One solution that some people have offered is the idea of increasing the membership of the Court in an effort to decrease the extent to which one appointment becomes so important. In the short term, that might just happen, but it wouldn’t last for long, and there’s only so far you can go in expanding the membership of the Supreme Court before you do something that would make it unmanageably large in the manner that many legal scholars argue the Ninth Circuit has become.
If this idea were considered it strikes me it would only work if certain criteria were met.
First, both current and retired Justices should be consulted for their thoughts on the impact that a larger membership might have on how the Court functions. Practically speaking, a Supreme Court that went beyond 11 members starts to look unmanageably large from my perspective, and the Justices who have served there would be the best source to speak to the practical limitations on Court operations such an expansion would create.
Second, if this were done Congress would have to find a way to ensure it doesn’t turn into an effort by whoever happens to be POTUS at the time to pack the Court with nominees. This is especially true in the new, post-nuclear option, world we are in after Thursday. Perhaps initially the appointment of new Justices to fill expanded seats could be spread out so that one President doesn’t get three or four appointments right off the bat.
The one advantage of this idea is that it would not require a Constitutional Amendment, merely a statutory change. At other points in our history the maximum number of Justices has been at different levels depending on the law was in effect, Between 1789 and 1869, for example, the number of Justices on the Court was as low as 5 and as high as 10, The last change came with the Judiciary Act of 1869 when the membership was set at a maximum of nine. Congress could change that at any time, although the fact that it has stood for nearly 150 years now suggests it’s unlikely Congress would agree to change it any time in the near future.
The Supreme Court became “controversial” when it began to recognize the rights of minorities.
The Supreme Court of the 19th century upheld segregation (Plessy v Ferguson) as it dismantled civil rights (the various cases re: the Civil Rights Act of 1875). These results were perfectly fine for the white majority that either didn’t care or else were hostile to equality.
The postwar Supreme Court took a different tact, tearing down Jim Crow institutions and the caste system that went along with them. They label that as “controversial” because they preferred the status quo of white supremacy.
Those folks still can’t get over it. They’re so upset that they restructured the party system from being largely urban v rural to pro vs anti civil rights. And the antis are crafty enough to recognize that the Supreme Court is one institution that can impede or aid their reactionary cause, which has led us to this.
@Pch101: I don’t think it was Texas’ interests that were being argued , but the right of a woman to not be obliged to carry a pregnancy to term was.
Also, I’ve heard people talk about an age or a term limit, and that is an obvious recipe for political mischief/mayhem too. I could see one party trying to force the other to nominate someone who is older (say 65) to the court, figuring that 20 years on the court is better than the 40 you get when the nominee is 45 years old.

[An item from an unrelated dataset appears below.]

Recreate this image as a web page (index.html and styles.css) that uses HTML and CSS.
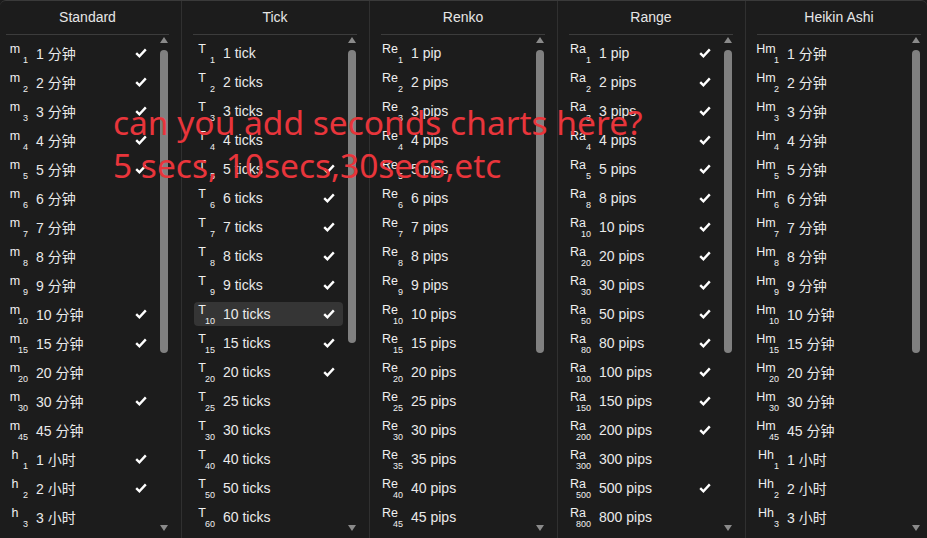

Roe v. Wade addressed a Texas law that had banned abortion.
I’m super confused how adding justices to SCOTUS would make it unmanageable in anything like the way the 9th Circuit is challenged. I thought the 9th is difficult because of its large number of cases compared to the number of justices. SCOTUS needn’t take more cases if they had a 13 judge roster, I think, and they’re already maxed out on jurisdiction, so there’s no change there, either.
Would you say mre?
The Supreme Court judges need to send a lot of those cases back to the states. And many of those cases need be settled at the local level or let the people vote on it. Too many complaints are sent to the Supreme Court that do not involve the Constitution. One such example was the infamous and spurious ruling about the health care act.
The whole idea of a Federalism and of English Law implies that the Supreme Court is going to take a lot of cases from the states and Congress. That’s the meaning of the whole idea of institutions. If you are going to take a very closed and strict reading of the Bill of Rights you are going to end without any rights in the Bill of Rights.